Must-read: Standards Bearer? A Case Study of China’s Leadership in Autonomous Vehicle Standards
In an analysis for MacroPolo earlier this month, Matt Sheehan evaluates claims about growing Chinese influence in standard-setting organizations (SSOs) by “getting in the weeds of actual SSOs writing specific technical standards.” He drills in on a working group on test scenarios for autonomous vehicles — WG 9 in an ISO committee — which marks “the first time that China convened a WG on auto standards at the ISO.” This case study provides a nuanced take on a number of important issues, including a rejoinder to the more alarmist narratives of Chinese dominance in SSOs and a multidimensional view of the influence of the Chinese government bureaucracy in engaging with international SSOs.

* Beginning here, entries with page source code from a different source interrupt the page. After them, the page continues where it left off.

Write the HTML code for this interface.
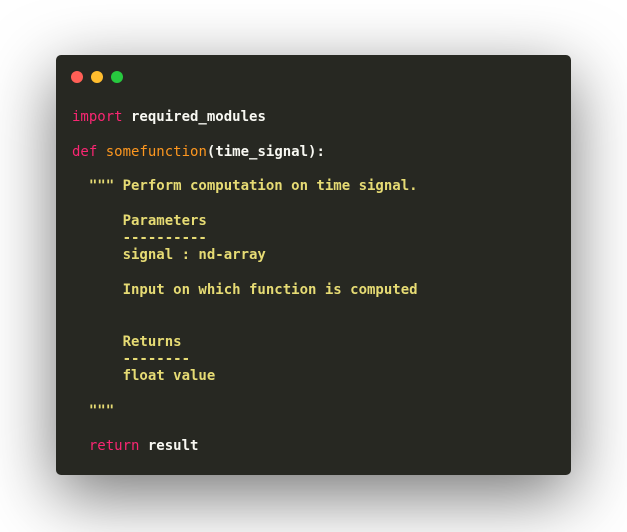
<!DOCTYPE html>
<html><head><meta charset="utf-8"><style>
html,body{margin:0;padding:0;width:627px;height:532px;background:#fff;overflow:hidden}
.win{position:absolute;left:56px;top:55px;width:515px;height:420px;background:#272822;border-radius:5px;box-shadow:0 20px 68px rgba(0,0,0,0.55)}
.dot{position:absolute;top:16px;width:12px;height:12px;border-radius:50%}
pre{position:absolute;left:16px;top:54px;margin:0;font-family:"DejaVu Sans Mono","Liberation Mono",monospace;font-size:14px;font-weight:bold;line-height:17.3px;color:#f8f8f2}
.k{color:#f92672;font-weight:normal}.f{color:#fd971f;font-weight:normal}.s{color:#e6db74}
</style></head><body>
<div class="win">
<div class="dot" style="left:15px;background:#ff5f56"></div>
<div class="dot" style="left:35px;background:#ffbd2e"></div>
<div class="dot" style="left:55px;background:#27c93f"></div>
<pre><span class="k">import</span> required_modules

<span class="k">def</span> <span class="f">somefunction</span>(time_signal):

<span class="s">  """ Perform computation on time signal.

      Parameters
      ----------
      signal : nd-array

      Input on which function is computed


      Returns
      --------
      float value

  """</span>

  <span class="k">return</span> result</pre>
</div>
</body></html>
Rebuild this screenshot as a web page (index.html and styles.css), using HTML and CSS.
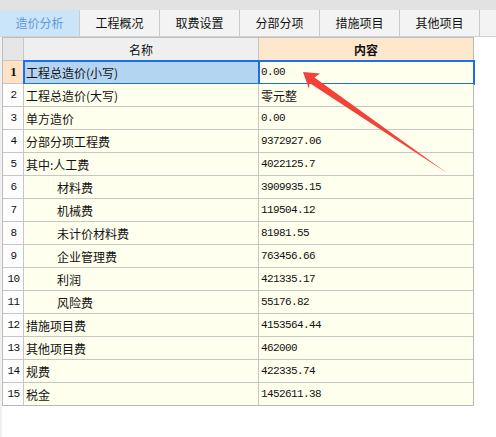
FILE: index.html
```html
<!DOCTYPE html>
<html lang="zh">
<head>
<meta charset="utf-8">
<link rel="stylesheet" href="styles.css">
</head>
<body>
<div class="topstrip"></div>
<div class="tabs">
  <div class="tab active">造价分析</div>
  <div class="tab">工程概况</div>
  <div class="tab">取费设置</div>
  <div class="tab">分部分项</div>
  <div class="tab">措施项目</div>
  <div class="tab">其他项目</div>
  <div class="tab tab-rest"></div>
</div>
<div class="main">
  <div class="grid">
    <div class="hc corner"></div>
    <div class="hc hname">名称</div>
    <div class="hc hcontent">内容</div>

    <div class="num num-sel">1</div><div class="name sel">工程总造价(小写)</div><div class="val sel-val">0.00</div>
    <div class="num">2</div><div class="name">工程总造价(大写)</div><div class="val cjk">零元整</div>
    <div class="num">3</div><div class="name">单方造价</div><div class="val">0.00</div>
    <div class="num">4</div><div class="name">分部分项工程费</div><div class="val">9372927.06</div>
    <div class="num">5</div><div class="name">其中:人工费</div><div class="val">4022125.7</div>
    <div class="num">6</div><div class="name indent">材料费</div><div class="val">3909935.15</div>
    <div class="num">7</div><div class="name indent">机械费</div><div class="val">119504.12</div>
    <div class="num">8</div><div class="name indent">未计价材料费</div><div class="val">81981.55</div>
    <div class="num">9</div><div class="name indent">企业管理费</div><div class="val">763456.66</div>
    <div class="num">10</div><div class="name indent">利润</div><div class="val">421335.17</div>
    <div class="num">11</div><div class="name indent">风险费</div><div class="val">55176.82</div>
    <div class="num">12</div><div class="name">措施项目费</div><div class="val">4153564.44</div>
    <div class="num">13</div><div class="name">其他项目费</div><div class="val">462000</div>
    <div class="num">14</div><div class="name">规费</div><div class="val">422335.74</div>
    <div class="num">15</div><div class="name">税金</div><div class="val">1452611.38</div>
  </div>
</div>
<svg class="arrow" width="496" height="437" viewBox="0 0 496 437">
  <polygon points="303,72 320,73.5 314.5,77.5 447,173 309.5,83 309,89" fill="#f2423a"/>
</svg>
</body>
</html>
```
FILE: styles.css
```css
html, body {
  margin: 0;
  padding: 0;
}
body {
  width: 496px;
  height: 437px;
  overflow: hidden;
  background: #ffffff;
  font-family: "Noto Sans CJK SC", "Liberation Sans", sans-serif;
  font-size: 12px;
  color: #111;
  position: relative;
}
.topstrip {
  height: 10px;
  background: #e2e2e2;
}
.tabs {
  display: flex;
  height: 26px;
  background: #f3f3f3;
  border-bottom: 1px solid #d2d2d2;
}
.tab {
  flex: 0 0 79px;
  border-right: 1px solid #cacaca;
  background: #f3f3f3;
  display: flex;
  align-items: center;
  justify-content: center;
  line-height: 1;
}
.tab.active {
  background: #cce4f7;
  color: #5a9be0;
}
.tab-rest {
  flex: 1 1 auto;
  border-right: none;
}
.main {
  border-left: 2px solid #f0f0f0;
  height: 400px;
}
.grid {
  display: grid;
  grid-template-columns: 21px 235px 215px;
  grid-auto-rows: 23px;
  width: 472px;
  border-top: 1px solid #bdbdbd;
  border-left: 1px solid #bdbdbd;
  box-sizing: border-box;
}
.grid > div {
  box-sizing: border-box;
  border-right: 1px solid #c6c6c6;
  border-bottom: 1px solid #c6c6c6;
  display: flex;
  align-items: center;
  white-space: nowrap;
  overflow: visible;
}
.hc {
  justify-content: center;
  background: #efefef;
}
.corner {
  background: #e6e6e6;
}
.hcontent {
  background: #fde8cc;
  font-weight: bold;
}
.num {
  justify-content: center;
  background: #fdfdfd;
  font-family: "Liberation Mono", monospace;
  font-size: 11px;
  letter-spacing: -0.6px;
  padding-left: 1px;
}
.num-sel {
  background: #fde3c4;
  font-family: "Liberation Serif", serif;
  font-weight: bold;
  font-size: 13px;
  letter-spacing: 0;
}
.name {
  background: #ffffee;
  padding-left: 2px;
}
.name.indent {
  padding-left: 33px;
}
.val {
  background: #ffffee;
  padding-left: 2px;
  font-family: "Liberation Mono", monospace;
  font-size: 11px;
  letter-spacing: -0.6px;
}
.val.cjk {
  font-family: "Noto Sans CJK SC", sans-serif;
  font-size: 12px;
  letter-spacing: 0;
}
.sel {
  background: #b4d5f2;
  outline: 2px solid #1c6fe6;
  outline-offset: -1px;
}
.sel-val {
  outline: 2px solid #1c6fe6;
  outline-offset: -1px;
}
.grid > .num:nth-last-child(3),
.grid > .name:nth-last-child(2),
.grid > .val:last-child {
  border-bottom-color: #b8b8b8;
}
.grid > .val,
.grid > .hcontent {
  border-right-color: #b8b8b8;
}
.arrow {
  position: absolute;
  left: 0;
  top: 0;
  pointer-events: none;
}
```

Should-read: Thread filled with survey papers in machine learning and NLP field
Should-read: AI Innovation Zones in China
By Sofia Baruzzi for AmCham China: “On February 20, 2021, the Ministry of Industry and Information Technology (MIIT) issued a circular to support the creation of five new AI innovation zones. This will raise the total to eight, as three of such zones are presently set up in Shanghai (Pudong New Area), Shenzhen, and Jinan-Qingdao. The new AI innovation zones include Beijing, Tianjin (Binhai New District), Hangzhou, Guangzhou, and Chengdu. Each of them will be built to pursue a specific purpose, as explained directly by the MIIT’s circular.”
Article contains a nifty table that summarizes the key activities in each of the new zones.
Thank you for reading and engaging.
These are Jeff Ding's (sometimes) weekly translations of Chinese-language musings on AI and related topics. Jeff is a PhD candidate in International Relations at the University of Oxford and a Predoctoral Fellow at Stanford’s Center for International Security and Cooperation, sponsored by Stanford’s Institute for Human-Centered Artificial Intelligence.
Check out the archive of all past issues here & please subscribe here to support ChinAI under a Guardian/Wikipedia-style tipping model (everyone gets the same content but those who can pay for a subscription will support access for all).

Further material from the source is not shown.